* _Stated problem_: Wherever "styles" appears in a line, list that line.

* _Data_:
--------------------------------------------------

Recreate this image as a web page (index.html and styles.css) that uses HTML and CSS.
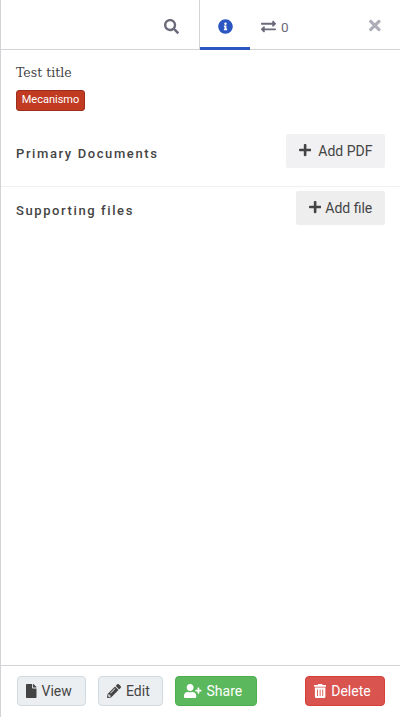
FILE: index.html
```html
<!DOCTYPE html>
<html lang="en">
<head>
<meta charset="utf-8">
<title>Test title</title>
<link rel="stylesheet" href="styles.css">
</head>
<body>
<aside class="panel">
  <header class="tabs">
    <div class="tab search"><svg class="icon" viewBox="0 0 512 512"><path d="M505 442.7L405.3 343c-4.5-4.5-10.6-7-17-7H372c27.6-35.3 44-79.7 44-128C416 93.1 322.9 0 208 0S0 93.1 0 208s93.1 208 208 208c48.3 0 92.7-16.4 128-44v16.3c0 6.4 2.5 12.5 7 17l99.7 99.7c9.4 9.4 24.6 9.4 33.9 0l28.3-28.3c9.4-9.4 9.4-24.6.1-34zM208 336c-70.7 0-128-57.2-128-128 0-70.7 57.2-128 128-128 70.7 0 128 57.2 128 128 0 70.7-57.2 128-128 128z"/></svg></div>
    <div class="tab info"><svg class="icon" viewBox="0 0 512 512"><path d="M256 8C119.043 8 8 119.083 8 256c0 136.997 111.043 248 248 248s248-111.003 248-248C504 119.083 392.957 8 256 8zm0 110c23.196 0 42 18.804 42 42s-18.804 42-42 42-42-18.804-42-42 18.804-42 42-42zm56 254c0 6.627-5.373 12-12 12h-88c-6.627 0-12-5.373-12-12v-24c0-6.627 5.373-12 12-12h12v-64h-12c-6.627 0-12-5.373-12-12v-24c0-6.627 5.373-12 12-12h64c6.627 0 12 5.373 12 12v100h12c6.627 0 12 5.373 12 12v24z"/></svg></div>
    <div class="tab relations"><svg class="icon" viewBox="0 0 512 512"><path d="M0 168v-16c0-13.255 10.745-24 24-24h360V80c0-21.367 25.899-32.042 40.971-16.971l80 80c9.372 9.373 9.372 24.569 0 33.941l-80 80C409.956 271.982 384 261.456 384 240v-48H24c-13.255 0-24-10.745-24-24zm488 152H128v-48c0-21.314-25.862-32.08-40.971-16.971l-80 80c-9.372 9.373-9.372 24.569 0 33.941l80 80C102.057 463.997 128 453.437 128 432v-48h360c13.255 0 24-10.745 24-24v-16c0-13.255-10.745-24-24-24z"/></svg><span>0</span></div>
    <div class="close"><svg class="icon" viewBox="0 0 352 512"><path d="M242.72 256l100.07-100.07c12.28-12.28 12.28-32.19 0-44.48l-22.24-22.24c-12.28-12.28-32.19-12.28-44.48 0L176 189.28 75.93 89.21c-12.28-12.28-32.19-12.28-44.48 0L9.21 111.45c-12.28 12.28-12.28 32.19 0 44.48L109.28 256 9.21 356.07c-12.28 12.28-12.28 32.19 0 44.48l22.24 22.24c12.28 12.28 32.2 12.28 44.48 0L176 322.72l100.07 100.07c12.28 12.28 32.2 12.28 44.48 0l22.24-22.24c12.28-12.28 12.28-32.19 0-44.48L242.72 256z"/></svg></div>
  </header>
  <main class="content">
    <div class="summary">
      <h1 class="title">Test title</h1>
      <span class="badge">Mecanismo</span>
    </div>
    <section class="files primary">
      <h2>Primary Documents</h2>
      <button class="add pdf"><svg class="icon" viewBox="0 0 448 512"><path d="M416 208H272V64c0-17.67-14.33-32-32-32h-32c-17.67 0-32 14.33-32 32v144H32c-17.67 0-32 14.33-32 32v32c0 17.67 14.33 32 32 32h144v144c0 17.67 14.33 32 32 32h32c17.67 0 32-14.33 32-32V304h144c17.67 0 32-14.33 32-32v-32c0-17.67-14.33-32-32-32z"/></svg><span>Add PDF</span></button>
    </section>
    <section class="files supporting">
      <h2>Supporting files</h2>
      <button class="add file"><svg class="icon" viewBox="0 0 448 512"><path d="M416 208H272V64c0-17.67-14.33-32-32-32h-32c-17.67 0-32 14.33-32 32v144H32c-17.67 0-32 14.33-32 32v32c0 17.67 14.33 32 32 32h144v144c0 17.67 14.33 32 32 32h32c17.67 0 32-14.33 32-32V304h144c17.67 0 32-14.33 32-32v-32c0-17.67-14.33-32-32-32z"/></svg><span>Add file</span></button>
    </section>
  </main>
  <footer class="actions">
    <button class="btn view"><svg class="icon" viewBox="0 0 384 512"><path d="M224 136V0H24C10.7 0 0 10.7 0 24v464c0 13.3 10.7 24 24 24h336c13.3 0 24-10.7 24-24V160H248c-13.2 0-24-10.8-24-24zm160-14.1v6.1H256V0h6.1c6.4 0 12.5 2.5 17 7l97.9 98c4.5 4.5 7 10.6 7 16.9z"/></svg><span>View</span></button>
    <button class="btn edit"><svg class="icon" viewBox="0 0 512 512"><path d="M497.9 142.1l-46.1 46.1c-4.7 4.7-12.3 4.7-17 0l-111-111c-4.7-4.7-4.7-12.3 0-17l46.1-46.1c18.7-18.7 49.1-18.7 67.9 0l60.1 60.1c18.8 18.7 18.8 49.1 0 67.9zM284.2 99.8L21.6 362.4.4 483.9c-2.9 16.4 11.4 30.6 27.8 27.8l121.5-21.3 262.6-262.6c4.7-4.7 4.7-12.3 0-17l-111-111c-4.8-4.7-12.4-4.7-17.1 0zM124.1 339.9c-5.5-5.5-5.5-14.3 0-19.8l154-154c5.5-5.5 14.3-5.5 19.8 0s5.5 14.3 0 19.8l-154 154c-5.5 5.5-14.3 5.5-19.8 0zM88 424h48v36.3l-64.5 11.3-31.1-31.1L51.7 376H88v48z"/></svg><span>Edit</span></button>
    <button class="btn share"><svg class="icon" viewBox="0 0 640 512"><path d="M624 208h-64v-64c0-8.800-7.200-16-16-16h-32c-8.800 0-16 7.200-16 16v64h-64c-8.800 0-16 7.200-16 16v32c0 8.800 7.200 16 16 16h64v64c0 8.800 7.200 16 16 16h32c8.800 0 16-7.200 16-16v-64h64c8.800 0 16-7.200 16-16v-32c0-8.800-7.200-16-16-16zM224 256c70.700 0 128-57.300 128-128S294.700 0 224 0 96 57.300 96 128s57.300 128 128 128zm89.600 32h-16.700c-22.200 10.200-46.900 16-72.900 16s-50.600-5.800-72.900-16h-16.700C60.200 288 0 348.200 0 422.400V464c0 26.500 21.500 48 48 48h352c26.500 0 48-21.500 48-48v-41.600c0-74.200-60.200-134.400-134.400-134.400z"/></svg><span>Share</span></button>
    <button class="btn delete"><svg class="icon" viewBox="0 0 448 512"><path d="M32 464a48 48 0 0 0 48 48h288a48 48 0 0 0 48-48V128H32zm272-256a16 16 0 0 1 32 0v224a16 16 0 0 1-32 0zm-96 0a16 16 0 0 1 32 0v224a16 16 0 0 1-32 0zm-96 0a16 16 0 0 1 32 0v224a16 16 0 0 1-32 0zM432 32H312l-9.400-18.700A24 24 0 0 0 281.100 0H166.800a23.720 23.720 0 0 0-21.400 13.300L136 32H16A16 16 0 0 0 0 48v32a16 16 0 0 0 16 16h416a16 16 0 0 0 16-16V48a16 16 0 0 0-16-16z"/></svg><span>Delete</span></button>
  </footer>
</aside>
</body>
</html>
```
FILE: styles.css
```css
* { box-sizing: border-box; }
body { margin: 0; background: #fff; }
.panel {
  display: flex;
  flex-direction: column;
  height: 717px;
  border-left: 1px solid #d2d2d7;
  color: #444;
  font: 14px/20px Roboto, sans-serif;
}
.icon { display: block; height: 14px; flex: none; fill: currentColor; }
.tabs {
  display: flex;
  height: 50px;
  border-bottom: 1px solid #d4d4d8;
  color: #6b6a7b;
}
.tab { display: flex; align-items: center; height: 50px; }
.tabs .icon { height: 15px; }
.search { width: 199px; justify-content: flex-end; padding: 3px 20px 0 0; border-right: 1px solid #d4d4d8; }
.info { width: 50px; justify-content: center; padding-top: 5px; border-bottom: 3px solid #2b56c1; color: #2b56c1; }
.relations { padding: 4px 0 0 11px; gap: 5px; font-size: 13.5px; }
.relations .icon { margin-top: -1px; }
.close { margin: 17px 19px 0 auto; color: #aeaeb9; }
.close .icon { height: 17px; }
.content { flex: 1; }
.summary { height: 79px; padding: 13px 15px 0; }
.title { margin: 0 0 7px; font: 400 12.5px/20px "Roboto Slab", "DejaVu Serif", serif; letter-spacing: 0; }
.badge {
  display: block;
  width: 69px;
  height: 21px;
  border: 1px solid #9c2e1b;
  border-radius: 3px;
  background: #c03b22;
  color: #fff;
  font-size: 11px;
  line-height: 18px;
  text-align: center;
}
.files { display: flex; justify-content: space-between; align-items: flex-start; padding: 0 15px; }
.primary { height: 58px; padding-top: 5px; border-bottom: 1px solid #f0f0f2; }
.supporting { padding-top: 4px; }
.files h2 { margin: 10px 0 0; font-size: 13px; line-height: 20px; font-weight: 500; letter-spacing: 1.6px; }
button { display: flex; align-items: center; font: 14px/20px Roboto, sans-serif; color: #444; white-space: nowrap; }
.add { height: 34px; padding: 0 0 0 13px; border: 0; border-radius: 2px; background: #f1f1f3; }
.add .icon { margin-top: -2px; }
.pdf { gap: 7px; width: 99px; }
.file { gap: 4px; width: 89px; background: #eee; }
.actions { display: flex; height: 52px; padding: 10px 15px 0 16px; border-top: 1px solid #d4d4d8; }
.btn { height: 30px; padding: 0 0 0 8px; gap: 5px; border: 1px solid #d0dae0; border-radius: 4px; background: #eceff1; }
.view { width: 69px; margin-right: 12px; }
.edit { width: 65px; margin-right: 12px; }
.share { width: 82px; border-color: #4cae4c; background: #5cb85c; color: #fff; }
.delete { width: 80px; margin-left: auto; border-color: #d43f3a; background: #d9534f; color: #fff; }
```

--------------------------------------------------

* _Written answer_:
Recreate this image as a web page (index.html and styles.css) that uses HTML and CSS.
<link rel="stylesheet" href="styles.css">
FILE: styles.css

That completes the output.